The Jews are split between the capital of Harare and Bulawayo, Zimbabwe’s second-largest city. Two Jewish day schools, one in each city, have mostly non-Jewish students. The Ashkenazi and Sephardi synagogues in Harare have combined their services, and there is one rabbi in the country, David Alima of Bulawayo.

Mervyn Smith, the president of the African Jewish Congress -- an initiative of the South African Jewish Board of Deputies to attend to the needs of far-flung Jewish communities in sub-Saharan Africa -- says he sensed a mood of resignation among Zimbabwe’s Jews on a recent visit.

“There isn’t a fear of physical danger, but there’s almost despair that the economy and the whole situation can ever right itself,” Smith said.

The country is suffering from skyrocketing inflation estimated at 20 to 30 percent per week. Last week, it took 40 billion Zimbabwe dollars to equal $1.

Many Jews have seen their savings totally eroded.

“People are depressed, but what is really having an impact on everyone is the collapse of the economy,” said one community member who asked to remain anonymous. “Our money is worthless.”

Most Zimbabwe Jews of Zimbabwe are elderly; just six Jewish children live in the country. Of the 110 Jews in Bulawayo, 26 live in Zimbabwe’s only Jewish old-age home, the Savyon Lodge.

The economic crisis has hit them particularly hard.

“Many were dependent on their savings and pensions; they thought that they could live with dignity and be independent to the end of their days,” said one community member. “That is not possible. Things are either unavailable or unaffordable.”

The executive director of the African Jewish Congress, Rabbi Moshe Silberhaft, says he spends 90 percent of his time on issues relating to the Zimbabwean Jewish community.

“We provide everything from medication to rent to basic foodstuffs,” Silberhaft said. “Nothing is affordable, nothing is available.
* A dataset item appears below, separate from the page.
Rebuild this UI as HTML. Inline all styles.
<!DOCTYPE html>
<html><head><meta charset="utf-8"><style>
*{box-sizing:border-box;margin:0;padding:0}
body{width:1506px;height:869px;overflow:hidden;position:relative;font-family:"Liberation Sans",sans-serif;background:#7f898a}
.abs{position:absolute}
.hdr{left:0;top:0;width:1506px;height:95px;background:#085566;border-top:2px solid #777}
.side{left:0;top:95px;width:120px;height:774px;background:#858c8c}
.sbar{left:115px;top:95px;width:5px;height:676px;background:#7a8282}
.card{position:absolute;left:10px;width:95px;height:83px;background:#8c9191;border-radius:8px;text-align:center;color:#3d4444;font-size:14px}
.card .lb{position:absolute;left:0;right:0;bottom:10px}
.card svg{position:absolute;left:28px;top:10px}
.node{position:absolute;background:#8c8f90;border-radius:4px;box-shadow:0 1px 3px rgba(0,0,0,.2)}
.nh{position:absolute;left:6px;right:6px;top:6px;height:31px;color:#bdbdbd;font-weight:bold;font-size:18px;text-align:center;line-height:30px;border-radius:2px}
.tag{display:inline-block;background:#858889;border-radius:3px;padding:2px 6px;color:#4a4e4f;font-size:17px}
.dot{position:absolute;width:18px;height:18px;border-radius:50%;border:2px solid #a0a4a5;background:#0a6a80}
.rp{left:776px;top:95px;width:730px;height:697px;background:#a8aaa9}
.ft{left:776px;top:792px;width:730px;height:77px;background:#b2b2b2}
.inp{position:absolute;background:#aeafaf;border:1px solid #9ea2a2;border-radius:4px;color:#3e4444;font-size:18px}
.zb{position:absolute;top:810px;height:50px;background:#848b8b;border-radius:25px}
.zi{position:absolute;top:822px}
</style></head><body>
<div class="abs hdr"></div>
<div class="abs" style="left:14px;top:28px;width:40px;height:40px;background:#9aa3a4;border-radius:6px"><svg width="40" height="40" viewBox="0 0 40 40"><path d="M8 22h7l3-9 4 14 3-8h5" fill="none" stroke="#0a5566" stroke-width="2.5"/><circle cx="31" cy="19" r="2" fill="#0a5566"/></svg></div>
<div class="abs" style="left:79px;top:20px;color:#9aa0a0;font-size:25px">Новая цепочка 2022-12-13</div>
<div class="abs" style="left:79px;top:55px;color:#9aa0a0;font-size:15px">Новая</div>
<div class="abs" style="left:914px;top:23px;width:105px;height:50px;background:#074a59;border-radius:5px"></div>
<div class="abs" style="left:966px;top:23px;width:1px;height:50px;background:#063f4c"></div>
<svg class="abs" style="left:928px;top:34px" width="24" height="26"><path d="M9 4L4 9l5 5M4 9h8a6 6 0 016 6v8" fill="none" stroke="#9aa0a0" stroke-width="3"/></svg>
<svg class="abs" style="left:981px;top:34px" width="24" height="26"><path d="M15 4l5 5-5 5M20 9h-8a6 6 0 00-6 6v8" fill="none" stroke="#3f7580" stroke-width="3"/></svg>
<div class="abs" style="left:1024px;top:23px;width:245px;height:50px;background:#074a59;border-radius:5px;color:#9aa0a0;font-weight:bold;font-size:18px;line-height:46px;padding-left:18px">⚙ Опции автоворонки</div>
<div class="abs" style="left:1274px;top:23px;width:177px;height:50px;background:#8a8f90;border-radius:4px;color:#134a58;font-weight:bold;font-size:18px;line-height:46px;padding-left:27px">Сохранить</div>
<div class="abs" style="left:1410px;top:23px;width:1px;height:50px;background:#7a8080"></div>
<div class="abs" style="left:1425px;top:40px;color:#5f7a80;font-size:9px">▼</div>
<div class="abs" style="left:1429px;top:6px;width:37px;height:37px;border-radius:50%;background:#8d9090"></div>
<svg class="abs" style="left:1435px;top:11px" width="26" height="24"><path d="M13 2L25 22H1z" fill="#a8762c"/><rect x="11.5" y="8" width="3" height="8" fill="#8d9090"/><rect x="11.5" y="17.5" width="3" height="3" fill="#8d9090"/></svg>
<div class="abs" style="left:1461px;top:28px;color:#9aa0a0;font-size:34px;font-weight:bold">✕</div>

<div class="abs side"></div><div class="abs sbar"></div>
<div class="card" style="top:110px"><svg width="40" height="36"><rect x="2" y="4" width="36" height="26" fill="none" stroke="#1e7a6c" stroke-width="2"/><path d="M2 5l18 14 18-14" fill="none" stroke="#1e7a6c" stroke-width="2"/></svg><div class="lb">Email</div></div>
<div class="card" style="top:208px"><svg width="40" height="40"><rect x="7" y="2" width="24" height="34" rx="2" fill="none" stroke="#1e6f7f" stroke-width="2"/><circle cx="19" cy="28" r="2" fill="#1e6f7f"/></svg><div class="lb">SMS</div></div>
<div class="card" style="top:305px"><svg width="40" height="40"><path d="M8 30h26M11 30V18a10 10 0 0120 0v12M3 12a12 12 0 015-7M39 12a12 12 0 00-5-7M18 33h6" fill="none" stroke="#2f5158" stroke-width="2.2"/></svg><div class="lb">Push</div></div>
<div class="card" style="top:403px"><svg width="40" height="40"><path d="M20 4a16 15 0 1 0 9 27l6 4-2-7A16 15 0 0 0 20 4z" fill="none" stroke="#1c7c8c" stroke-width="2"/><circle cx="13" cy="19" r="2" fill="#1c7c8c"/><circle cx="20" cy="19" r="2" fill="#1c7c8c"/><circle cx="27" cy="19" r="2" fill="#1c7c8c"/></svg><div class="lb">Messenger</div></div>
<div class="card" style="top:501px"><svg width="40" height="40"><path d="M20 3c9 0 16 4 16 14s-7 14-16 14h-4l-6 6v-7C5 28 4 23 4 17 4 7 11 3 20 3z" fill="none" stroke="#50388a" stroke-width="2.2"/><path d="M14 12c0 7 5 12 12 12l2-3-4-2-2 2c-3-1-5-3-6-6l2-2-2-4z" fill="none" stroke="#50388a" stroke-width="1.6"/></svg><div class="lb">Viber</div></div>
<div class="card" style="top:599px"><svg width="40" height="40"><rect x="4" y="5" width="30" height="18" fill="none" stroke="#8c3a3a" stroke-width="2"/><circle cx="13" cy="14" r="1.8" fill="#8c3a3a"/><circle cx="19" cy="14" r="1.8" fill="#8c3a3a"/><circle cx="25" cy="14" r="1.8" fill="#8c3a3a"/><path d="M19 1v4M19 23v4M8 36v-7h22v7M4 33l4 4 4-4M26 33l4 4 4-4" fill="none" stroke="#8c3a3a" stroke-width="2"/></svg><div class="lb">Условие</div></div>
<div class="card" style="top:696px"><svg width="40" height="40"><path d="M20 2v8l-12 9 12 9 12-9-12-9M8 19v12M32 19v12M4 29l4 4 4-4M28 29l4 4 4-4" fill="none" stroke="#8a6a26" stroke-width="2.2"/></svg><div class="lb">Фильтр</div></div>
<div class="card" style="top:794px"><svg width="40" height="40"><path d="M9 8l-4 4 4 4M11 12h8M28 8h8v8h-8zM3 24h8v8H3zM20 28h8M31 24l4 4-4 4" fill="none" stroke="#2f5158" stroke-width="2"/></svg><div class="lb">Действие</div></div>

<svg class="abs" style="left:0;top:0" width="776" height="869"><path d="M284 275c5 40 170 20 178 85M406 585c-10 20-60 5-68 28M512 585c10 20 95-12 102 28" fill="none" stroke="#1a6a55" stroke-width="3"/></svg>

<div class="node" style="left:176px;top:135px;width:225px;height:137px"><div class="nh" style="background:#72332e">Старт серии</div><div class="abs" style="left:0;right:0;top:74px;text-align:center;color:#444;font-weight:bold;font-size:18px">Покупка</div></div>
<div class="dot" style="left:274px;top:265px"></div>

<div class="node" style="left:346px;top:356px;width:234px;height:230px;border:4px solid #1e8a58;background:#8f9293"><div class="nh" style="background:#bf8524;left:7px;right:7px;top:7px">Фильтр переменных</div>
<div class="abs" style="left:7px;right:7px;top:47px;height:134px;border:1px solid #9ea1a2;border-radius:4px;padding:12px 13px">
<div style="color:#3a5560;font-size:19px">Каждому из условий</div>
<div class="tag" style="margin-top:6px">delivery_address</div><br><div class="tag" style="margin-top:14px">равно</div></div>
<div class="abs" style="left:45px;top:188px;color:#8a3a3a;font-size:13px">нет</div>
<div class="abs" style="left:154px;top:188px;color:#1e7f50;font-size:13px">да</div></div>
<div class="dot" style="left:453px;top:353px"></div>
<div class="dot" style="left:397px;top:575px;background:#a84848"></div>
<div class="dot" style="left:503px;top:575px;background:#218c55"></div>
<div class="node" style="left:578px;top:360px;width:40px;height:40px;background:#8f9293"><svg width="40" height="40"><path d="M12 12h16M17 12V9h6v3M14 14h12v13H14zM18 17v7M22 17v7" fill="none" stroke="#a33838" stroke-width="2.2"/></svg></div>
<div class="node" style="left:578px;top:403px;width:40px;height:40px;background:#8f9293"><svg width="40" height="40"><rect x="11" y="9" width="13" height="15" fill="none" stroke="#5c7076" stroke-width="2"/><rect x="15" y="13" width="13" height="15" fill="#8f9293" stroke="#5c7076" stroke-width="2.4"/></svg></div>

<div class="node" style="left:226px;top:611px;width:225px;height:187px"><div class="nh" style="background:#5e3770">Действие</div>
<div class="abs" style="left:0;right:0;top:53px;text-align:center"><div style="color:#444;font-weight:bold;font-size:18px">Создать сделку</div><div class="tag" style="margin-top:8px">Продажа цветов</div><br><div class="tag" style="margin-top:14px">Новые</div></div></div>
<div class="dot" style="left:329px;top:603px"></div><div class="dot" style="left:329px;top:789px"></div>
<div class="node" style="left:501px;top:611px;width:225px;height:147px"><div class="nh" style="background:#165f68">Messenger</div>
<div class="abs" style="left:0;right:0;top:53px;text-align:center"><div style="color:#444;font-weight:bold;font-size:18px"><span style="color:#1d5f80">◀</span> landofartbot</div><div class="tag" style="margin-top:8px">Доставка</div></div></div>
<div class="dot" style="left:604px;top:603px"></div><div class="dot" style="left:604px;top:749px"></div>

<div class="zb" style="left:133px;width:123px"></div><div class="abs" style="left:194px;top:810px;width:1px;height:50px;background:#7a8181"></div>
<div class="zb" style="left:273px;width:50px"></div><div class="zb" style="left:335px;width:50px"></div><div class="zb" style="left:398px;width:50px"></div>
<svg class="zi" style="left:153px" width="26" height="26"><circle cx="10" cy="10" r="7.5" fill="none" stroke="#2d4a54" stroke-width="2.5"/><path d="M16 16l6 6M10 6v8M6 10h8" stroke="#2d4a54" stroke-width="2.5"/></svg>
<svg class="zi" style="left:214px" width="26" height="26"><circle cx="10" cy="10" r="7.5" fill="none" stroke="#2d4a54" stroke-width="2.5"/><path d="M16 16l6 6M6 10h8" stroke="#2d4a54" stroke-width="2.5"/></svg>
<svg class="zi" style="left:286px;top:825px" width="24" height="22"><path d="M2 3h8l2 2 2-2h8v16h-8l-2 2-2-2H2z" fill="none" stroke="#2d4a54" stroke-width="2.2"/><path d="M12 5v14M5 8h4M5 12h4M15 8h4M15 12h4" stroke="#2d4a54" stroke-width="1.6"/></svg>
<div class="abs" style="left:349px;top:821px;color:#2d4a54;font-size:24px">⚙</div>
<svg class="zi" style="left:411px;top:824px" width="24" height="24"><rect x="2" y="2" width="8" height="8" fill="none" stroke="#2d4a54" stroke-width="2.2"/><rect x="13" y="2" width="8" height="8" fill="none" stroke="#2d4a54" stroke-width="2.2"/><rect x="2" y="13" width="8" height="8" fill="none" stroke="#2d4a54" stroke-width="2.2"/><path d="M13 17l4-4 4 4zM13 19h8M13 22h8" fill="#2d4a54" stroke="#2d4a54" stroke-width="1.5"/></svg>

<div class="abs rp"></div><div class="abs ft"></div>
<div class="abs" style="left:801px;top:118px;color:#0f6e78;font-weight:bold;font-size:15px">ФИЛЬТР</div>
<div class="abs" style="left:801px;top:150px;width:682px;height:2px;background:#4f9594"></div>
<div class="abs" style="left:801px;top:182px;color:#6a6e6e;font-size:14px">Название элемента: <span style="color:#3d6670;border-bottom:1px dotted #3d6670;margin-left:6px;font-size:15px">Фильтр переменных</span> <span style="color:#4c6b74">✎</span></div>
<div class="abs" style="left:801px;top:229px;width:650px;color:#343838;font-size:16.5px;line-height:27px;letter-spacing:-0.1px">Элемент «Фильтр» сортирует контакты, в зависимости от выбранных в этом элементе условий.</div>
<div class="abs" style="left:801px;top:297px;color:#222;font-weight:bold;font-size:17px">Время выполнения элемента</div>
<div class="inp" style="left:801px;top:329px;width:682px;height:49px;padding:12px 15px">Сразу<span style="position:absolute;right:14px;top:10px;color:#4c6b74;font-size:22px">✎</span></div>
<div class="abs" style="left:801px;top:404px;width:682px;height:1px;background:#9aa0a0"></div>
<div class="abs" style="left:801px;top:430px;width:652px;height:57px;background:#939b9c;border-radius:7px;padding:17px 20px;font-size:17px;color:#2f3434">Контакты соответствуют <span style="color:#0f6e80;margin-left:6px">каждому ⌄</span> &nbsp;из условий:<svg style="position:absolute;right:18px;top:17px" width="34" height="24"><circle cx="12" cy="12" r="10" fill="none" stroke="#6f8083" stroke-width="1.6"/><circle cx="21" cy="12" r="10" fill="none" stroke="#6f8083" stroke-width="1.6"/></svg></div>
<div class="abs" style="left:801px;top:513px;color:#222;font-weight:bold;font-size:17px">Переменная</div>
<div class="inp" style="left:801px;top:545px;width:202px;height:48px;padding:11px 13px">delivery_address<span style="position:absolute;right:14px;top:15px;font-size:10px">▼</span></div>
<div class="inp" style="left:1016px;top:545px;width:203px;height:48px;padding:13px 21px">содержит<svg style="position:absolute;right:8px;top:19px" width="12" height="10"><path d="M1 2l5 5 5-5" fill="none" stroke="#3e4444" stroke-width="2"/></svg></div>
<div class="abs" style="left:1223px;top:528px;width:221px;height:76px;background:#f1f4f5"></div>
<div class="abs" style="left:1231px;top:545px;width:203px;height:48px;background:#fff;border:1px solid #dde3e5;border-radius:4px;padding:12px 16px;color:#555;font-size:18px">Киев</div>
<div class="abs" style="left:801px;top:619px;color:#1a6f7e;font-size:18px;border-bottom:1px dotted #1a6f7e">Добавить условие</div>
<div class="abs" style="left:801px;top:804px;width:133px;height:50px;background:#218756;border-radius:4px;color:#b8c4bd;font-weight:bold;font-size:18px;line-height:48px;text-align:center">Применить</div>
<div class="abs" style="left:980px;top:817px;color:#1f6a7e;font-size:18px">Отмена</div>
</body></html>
We send water purification tablets because the water is no longer safe to drink.

“The reality is that there’s almost nothing on the ground -- there’s no toilet paper, cotton, wool, medication,” he said.

Silberhaft visited Zimbabwe in late May and said the Jews in the country were prepared to carry on. At his monthly distribution of essentials, the rabbi said he “watched proud Jewish people that used to be in the category of ‘haves’ queuing for salt, toilet paper and jam.”

Silberhaft recently went to London to raise awareness of the crisis and raise money for the African Jewish Congress’ Zimbabwe fund.

Though a June 13 report in the London Jewish Chronicle said the Jewish Agency for Israel was planning a secret emergency airlift of the country’s remaining Jews, Silberhaft insists there are no such plans.

“I met with Zeev Bielski,” the agency’s chairman, “and there’s absolutely no evacuation plan whatsoever,” Silberhaft said. “What the Jewish Agency and we say is, if you want to leave, as long as there are commercial airlines, why wait for an evacuation? Leave now and we will take care of you.”

One community member said that despite constant calls for them to leave by panicked family members abroad, most Jews in Zimbabwe do not feel the need to run.

“As a community we carry on without any interference and celebrate all the festivals,” she said. “I don’t feel any urgency to leave.”

“The situation is dire, not unsafe,” said another Zimbabwe Jew who spoke to JTA on condition of anonymity. “No one that I know has been harmed in any way.”

She added, “I feel safer here than in Johannesburg.”

Many of Zimbabwe’s non-elderly Jews regularly commute to neighboring South Africa.

“The younger people like me have homes in South Africa,” said Solomon, the synagogue president. “I often question why I’m not more positive in making a plan to move, but I don’t know whether South Africa is the place to move to, quite honestly. I’m still making a bit of a living here and I have the best of both worlds.”

Solomon says he visits Cape Town every four to six weeks for about 10 days to see family and go to movies and restaurants.

“It’s just a bit of a bittersweet sort of life,” he said.

Last July, Solomon was jailed for a night for violating Zimbabwe’s price controls by overcharging on a box of spaghetti.

With everything that has happened, however, Solomon sounds a note of optimism.

“Something positive is going to come out of all this,” he said. “The economic situation just cannot carry on like this anymore.”